Repeat the material verbatim and drop the pictures.

______

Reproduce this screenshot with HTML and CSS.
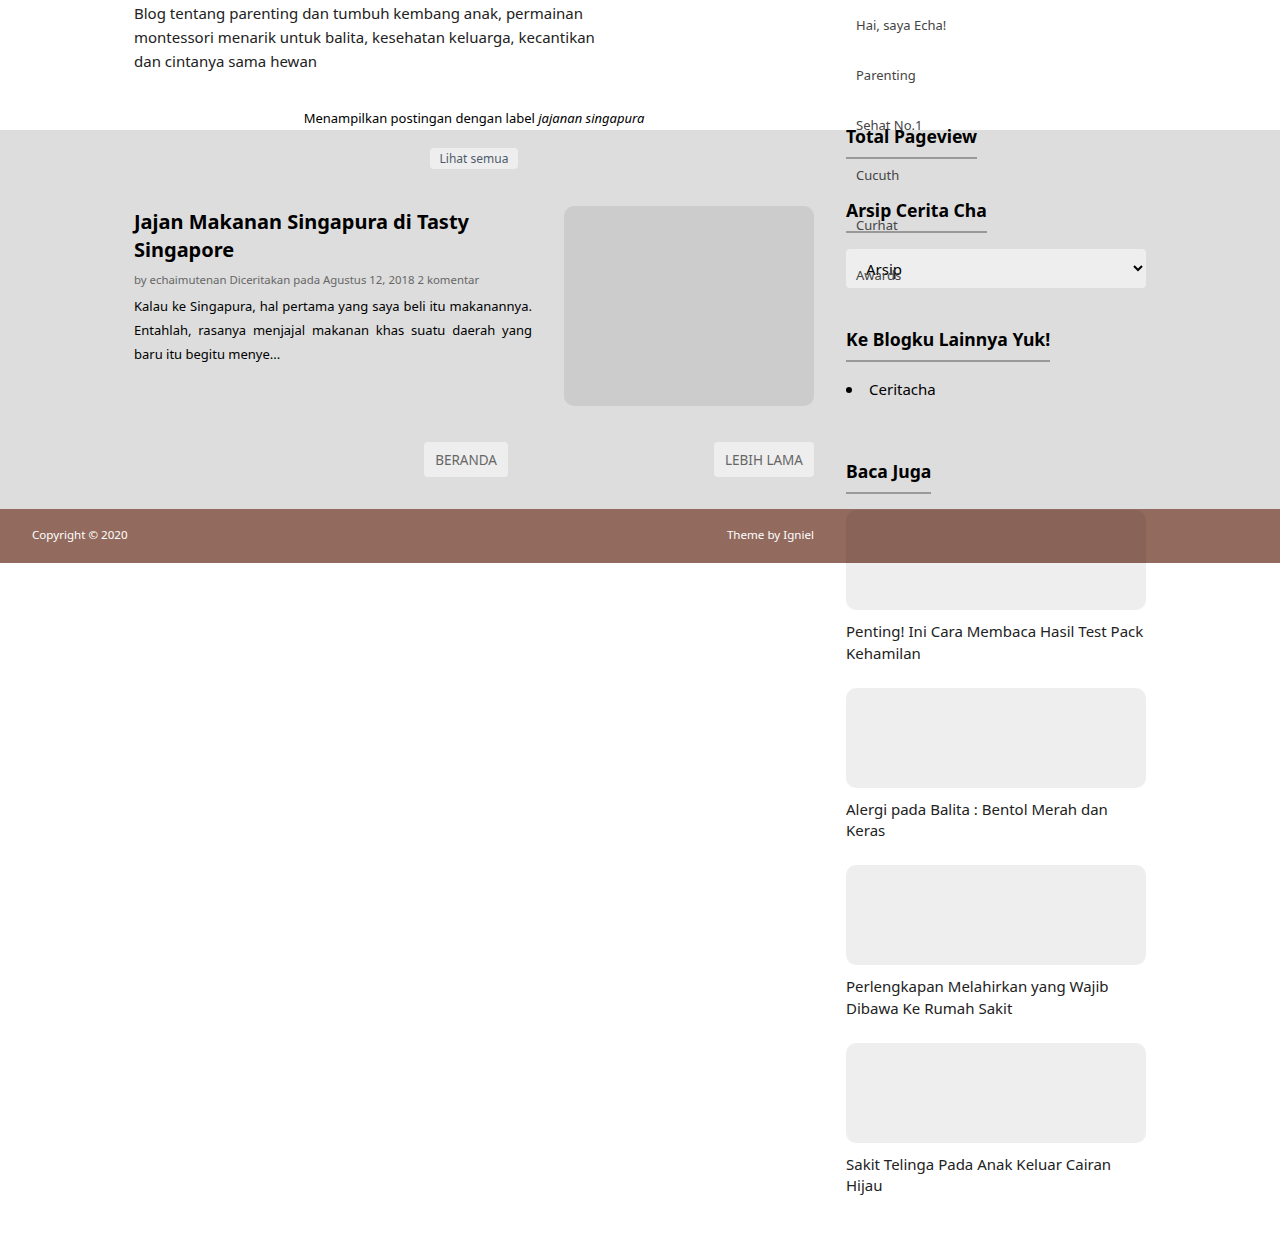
FILE: index.html
```html
<!DOCTYPE html>
<html lang="id">
<head>
<meta charset="utf-8">
<title>Jajanan singapura</title>
<link rel="stylesheet" href="styles.css">
</head>
<body>
<div class="page">
  <header class="band band-head">
    <p class="desc">Blog tentang parenting dan tumbuh kembang anak, permainan montessori menarik untuk balita, kesehatan keluarga, kecantikan dan cintanya sama hewan</p>
    <div class="label-note">Menampilkan postingan dengan label <em>jajanan singapura</em></div>
  </header>

  <main class="band band-main">
    <div class="main-col">
      <div class="see-all-row"><a class="see-all" href="#">Lihat semua</a></div>
      <article class="post">
        <div class="post-text">
          <h1 class="post-title">Jajan Makanan Singapura di Tasty Singapore</h1>
          <div class="post-meta">by echaimutenan Diceritakan pada Agustus 12, 2018 2 komentar</div>
          <p class="post-excerpt">Kalau ke Singapura, hal pertama yang saya beli itu makanannya. Entahlah, rasanya menjajal makanan khas suatu daerah yang baru itu begitu menye...</p>
        </div>
        <div class="post-thumb"></div>
      </article>
      <nav class="pager">
        <a class="pager-btn" href="#">Beranda</a>
        <a class="pager-btn" href="#">Lebih lama</a>
      </nav>
    </div>
  </main>

  <footer class="band band-foot">
    <div class="foot-inner">
      <span>Copyright © 2020</span>
      <span>Theme by Igniel</span>
    </div>
  </footer>

  <nav class="menu">
    <a href="#">Hai, saya Echa!</a>
    <a href="#">Parenting</a>
    <a href="#">Sehat No.1</a>
    <a href="#">Cucuth</a>
    <a href="#">Curhat</a>
    <a href="#">Awards</a>
  </nav>

  <aside class="sidebar">
    <section class="widget">
      <h2 class="widget-title">Total Pageview</h2>
    </section>
    <section class="widget">
      <h2 class="widget-title">Arsip Cerita Cha</h2>
      <select class="archive"><option>Arsip</option></select>
    </section>
    <section class="widget">
      <h2 class="widget-title">Ke Blogku Lainnya Yuk!</h2>
      <ul class="blog-list"><li>Ceritacha</li></ul>
    </section>
    <section class="widget">
      <h2 class="widget-title">Baca Juga</h2>
      <div class="related">
        <a class="rel-item" href="#"><div class="rel-thumb"></div><div class="rel-title">Penting! Ini Cara Membaca Hasil Test Pack Kehamilan</div></a>
        <a class="rel-item" href="#"><div class="rel-thumb"></div><div class="rel-title">Alergi pada Balita : Bentol Merah dan Keras</div></a>
        <a class="rel-item" href="#"><div class="rel-thumb"></div><div class="rel-title">Perlengkapan Melahirkan yang Wajib Dibawa Ke Rumah Sakit</div></a>
        <a class="rel-item" href="#"><div class="rel-thumb"></div><div class="rel-title">Sakit Telinga Pada Anak Keluar Cairan Hijau</div></a>
      </div>
    </section>
  </aside>
</div>
</body>
</html>
```

FILE: styles.css
```css
* { box-sizing: border-box; }
html, body { margin: 0; padding: 0; background: #fff; }
body {
  font-family: "Noto Sans", "Open Sans", sans-serif;
  color: #222;
}
a { text-decoration: none; color: inherit; }

.page {
  display: grid;
  grid-template-columns: 134px 680px 32px 300px 1fr;
  grid-template-rows: 130px 379px 54px auto;
  min-height: 1235px;
}

.band { grid-column: 1 / -1; }

.band-head {
  grid-row: 1;
  background: #fff;
  padding-left: 134px;
  display: flex;
  flex-direction: column;
}
.desc {
  margin: 1px 0 0;
  width: 470px;
  font-size: 15px;
  line-height: 24px;
  color: #222;
}
.label-note {
  width: 680px;
  margin-top: auto;
  margin-bottom: 3px;
  text-align: center;
  font-size: 13px;
  line-height: 18px;
  color: #000;
}

.band-main {
  grid-row: 2;
  background: #ddd;
  padding-left: 134px;
}
.main-col {
  width: 680px;
  padding-top: 18px;
}
.see-all-row { display: flex; justify-content: center; }
.see-all {
  background: #eee;
  border-radius: 4px;
  font-size: 12px;
  line-height: 21px;
  padding: 0 10px;
  color: #4f5b6b;
}

.post {
  display: flex;
  gap: 32px;
  margin-top: 37px;
}
.post-text { width: 398px; }
.post-title {
  margin: 2px 0 0;
  font-size: 20px;
  line-height: 28px;
  font-weight: 700;
  color: #000;
}
.post-meta {
  margin-top: 7px;
  font-size: 11.4px;
  line-height: 18px;
  color: #666;
}
.post-excerpt {
  margin: 5px 0 0;
  font-size: 13px;
  line-height: 24px;
  text-align: justify;
  color: #000;
}
.post-thumb {
  width: 250px;
  height: 200px;
  border-radius: 10px;
  background: #ccc;
}

.pager {
  display: flex;
  justify-content: flex-end;
  gap: 206px;
  margin-top: 36px;
}
.pager-btn {
  background: #eee;
  border-radius: 4px;
  height: 35px;
  line-height: 36px;
  padding: 0 11px;
  font-size: 13.5px;
  text-transform: uppercase;
  color: #666;
}

.band-foot {
  grid-row: 3;
  background: #936b5e;
  display: flex;
  align-items: center;
  padding-left: 32px;
}
.foot-inner {
  width: 782px;
  display: flex;
  justify-content: space-between;
  font-size: 11.6px;
  line-height: 16px;
  color: #fff;
  margin-top: -2px;
}

.menu {
  grid-column: 4;
  grid-row: 1 / span 2;
  align-self: start;
  z-index: 3;
  display: flex;
  flex-direction: column;
  padding-left: 10px;
}
.menu a {
  font-size: 13px;
  line-height: 50px;
  color: #444;
}

.sidebar {
  grid-column: 4;
  grid-row: 2 / span 3;
  z-index: 2;
  margin-top: -6px;
  display: flex;
  flex-direction: column;
}
.widget { margin-bottom: 39px; }
.widget-title {
  display: inline-block;
  margin: 0 0 16px;
  padding-bottom: 9px;
  border-bottom: 2px solid #999;
  font-size: 17.6px;
  line-height: 24px;
  font-weight: 700;
  color: #000;
}
.widget:first-child .widget-title { margin-bottom: 0; }
.archive {
  display: block;
  width: 300px;
  height: 39px;
  border: none;
  border-radius: 4px;
  background: #eee;
  font-family: inherit;
  font-size: 15px;
  color: #000;
  padding-left: 16px;
}
.blog-list {
  margin: 0 0 20px;
  padding: 0;
  list-style: none;
  font-size: 15px;
  line-height: 22px;
  color: #000;
}
.blog-list li {
  display: flex;
  align-items: center;
}
.blog-list li::before {
  content: "";
  width: 6px;
  height: 6px;
  border-radius: 50%;
  background: #000;
  margin: 1px 17px 0 0;
}
.related { display: flex; flex-direction: column; gap: 23.5px; }
.rel-item { display: block; }
.rel-thumb {
  height: 100px;
  border-radius: 10px;
  background: rgba(0, 0, 0, 0.067);
}
.rel-title {
  margin-top: 11px;
  font-size: 15px;
  line-height: 21.5px;
  color: #222;
}
```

______

▶ Correct answer:
Reproduce this screenshot with HTML and CSS.
FILE: index.html
```html
<!DOCTYPE html>
<html lang="id">
<head>
<meta charset="utf-8">
<title>Jajanan singapura</title>
<link rel="stylesheet" href="styles.css">
</head>
<body>
<div class="page">
  <header class="band band-head">
    <p class="desc">Blog tentang parenting dan tumbuh kembang anak, permainan montessori menarik untuk balita, kesehatan keluarga, kecantikan dan cintanya sama hewan</p>
    <div class="label-note">Menampilkan postingan dengan label <em>jajanan singapura</em></div>
  </header>

  <main class="band band-main">
    <div class="main-col">
      <div class="see-all-row"><a class="see-all" href="#">Lihat semua</a></div>
      <article class="post">
        <div class="post-text">
          <h1 class="post-title">Jajan Makanan Singapura di Tasty Singapore</h1>
          <div class="post-meta">by echaimutenan Diceritakan pada Agustus 12, 2018 2 komentar</div>
          <p class="post-excerpt">Kalau ke Singapura, hal pertama yang saya beli itu makanannya. Entahlah, rasanya menjajal makanan khas suatu daerah yang baru itu begitu menye...</p>
        </div>
        <div class="post-thumb"></div>
      </article>
      <nav class="pager">
        <a class="pager-btn" href="#">Beranda</a>
        <a class="pager-btn" href="#">Lebih lama</a>
      </nav>
    </div>
  </main>

  <footer class="band band-foot">
    <div class="foot-inner">
      <span>Copyright © 2020</span>
      <span>Theme by Igniel</span>
    </div>
  </footer>

  <nav class="menu">
    <a href="#">Hai, saya Echa!</a>
    <a href="#">Parenting</a>
    <a href="#">Sehat No.1</a>
    <a href="#">Cucuth</a>
    <a href="#">Curhat</a>
    <a href="#">Awards</a>
  </nav>

  <aside class="sidebar">
    <section class="widget">
      <h2 class="widget-title">Total Pageview</h2>
    </section>
    <section class="widget">
      <h2 class="widget-title">Arsip Cerita Cha</h2>
      <select class="archive"><option>Arsip</option></select>
    </section>
    <section class="widget">
      <h2 class="widget-title">Ke Blogku Lainnya Yuk!</h2>
      <ul class="blog-list"><li>Ceritacha</li></ul>
    </section>
    <section class="widget">
      <h2 class="widget-title">Baca Juga</h2>
      <div class="related">
        <a class="rel-item" href="#"><div class="rel-thumb"></div><div class="rel-title">Penting! Ini Cara Membaca Hasil Test Pack Kehamilan</div></a>
        <a class="rel-item" href="#"><div class="rel-thumb"></div><div class="rel-title">Alergi pada Balita : Bentol Merah dan Keras</div></a>
        <a class="rel-item" href="#"><div class="rel-thumb"></div><div class="rel-title">Perlengkapan Melahirkan yang Wajib Dibawa Ke Rumah Sakit</div></a>
        <a class="rel-item" href="#"><div class="rel-thumb"></div><div class="rel-title">Sakit Telinga Pada Anak Keluar Cairan Hijau</div></a>
      </div>
    </section>
  </aside>
</div>
</body>
</html>
```

FILE: styles.css
```css
* { box-sizing: border-box; }
html, body { margin: 0; padding: 0; background: #fff; }
body {
  font-family: "Noto Sans", "Open Sans", sans-serif;
  color: #222;
}
a { text-decoration: none; color: inherit; }

.page {
  display: grid;
  grid-template-columns: 134px 680px 32px 300px 1fr;
  grid-template-rows: 130px 379px 54px auto;
  min-height: 1235px;
}

.band { grid-column: 1 / -1; }

.band-head {
  grid-row: 1;
  background: #fff;
  padding-left: 134px;
  display: flex;
  flex-direction: column;
}
.desc {
  margin: 1px 0 0;
  width: 470px;
  font-size: 15px;
  line-height: 24px;
  color: #222;
}
.label-note {
  width: 680px;
  margin-top: auto;
  margin-bottom: 3px;
  text-align: center;
  font-size: 13px;
  line-height: 18px;
  color: #000;
}

.band-main {
  grid-row: 2;
  background: #ddd;
  padding-left: 134px;
}
.main-col {
  width: 680px;
  padding-top: 18px;
}
.see-all-row { display: flex; justify-content: center; }
.see-all {
  background: #eee;
  border-radius: 4px;
  font-size: 12px;
  line-height: 21px;
  padding: 0 10px;
  color: #4f5b6b;
}

.post {
  display: flex;
  gap: 32px;
  margin-top: 37px;
}
.post-text { width: 398px; }
.post-title {
  margin: 2px 0 0;
  font-size: 20px;
  line-height: 28px;
  font-weight: 700;
  color: #000;
}
.post-meta {
  margin-top: 7px;
  font-size: 11.4px;
  line-height: 18px;
  color: #666;
}
.post-excerpt {
  margin: 5px 0 0;
  font-size: 13px;
  line-height: 24px;
  text-align: justify;
  color: #000;
}
.post-thumb {
  width: 250px;
  height: 200px;
  border-radius: 10px;
  background: #ccc;
}

.pager {
  display: flex;
  justify-content: flex-end;
  gap: 206px;
  margin-top: 36px;
}
.pager-btn {
  background: #eee;
  border-radius: 4px;
  height: 35px;
  line-height: 36px;
  padding: 0 11px;
  font-size: 13.5px;
  text-transform: uppercase;
  color: #666;
}

.band-foot {
  grid-row: 3;
  background: #936b5e;
  display: flex;
  align-items: center;
  padding-left: 32px;
}
.foot-inner {
  width: 782px;
  display: flex;
  justify-content: space-between;
  font-size: 11.6px;
  line-height: 16px;
  color: #fff;
  margin-top: -2px;
}

.menu {
  grid-column: 4;
  grid-row: 1 / span 2;
  align-self: start;
  z-index: 3;
  display: flex;
  flex-direction: column;
  padding-left: 10px;
}
.menu a {
  font-size: 13px;
  line-height: 50px;
  color: #444;
}

.sidebar {
  grid-column: 4;
  grid-row: 2 / span 3;
  z-index: 2;
  margin-top: -6px;
  display: flex;
  flex-direction: column;
}
.widget { margin-bottom: 39px; }
.widget-title {
  display: inline-block;
  margin: 0 0 16px;
  padding-bottom: 9px;
  border-bottom: 2px solid #999;
  font-size: 17.6px;
  line-height: 24px;
  font-weight: 700;
  color: #000;
}
.widget:first-child .widget-title { margin-bottom: 0; }
.archive {
  display: block;
  width: 300px;
  height: 39px;
  border: none;
  border-radius: 4px;
  background: #eee;
  font-family: inherit;
  font-size: 15px;
  color: #000;
  padding-left: 16px;
}
.blog-list {
  margin: 0 0 20px;
  padding: 0;
  list-style: none;
  font-size: 15px;
  line-height: 22px;
  color: #000;
}
.blog-list li {
  display: flex;
  align-items: center;
}
.blog-list li::before {
  content: "";
  width: 6px;
  height: 6px;
  border-radius: 50%;
  background: #000;
  margin: 1px 17px 0 0;
}
.related { display: flex; flex-direction: column; gap: 23.5px; }
.rel-item { display: block; }
.rel-thumb {
  height: 100px;
  border-radius: 10px;
  background: rgba(0, 0, 0, 0.067);
}
.rel-title {
  margin-top: 11px;
  font-size: 15px;
  line-height: 21.5px;
  color: #222;
}
```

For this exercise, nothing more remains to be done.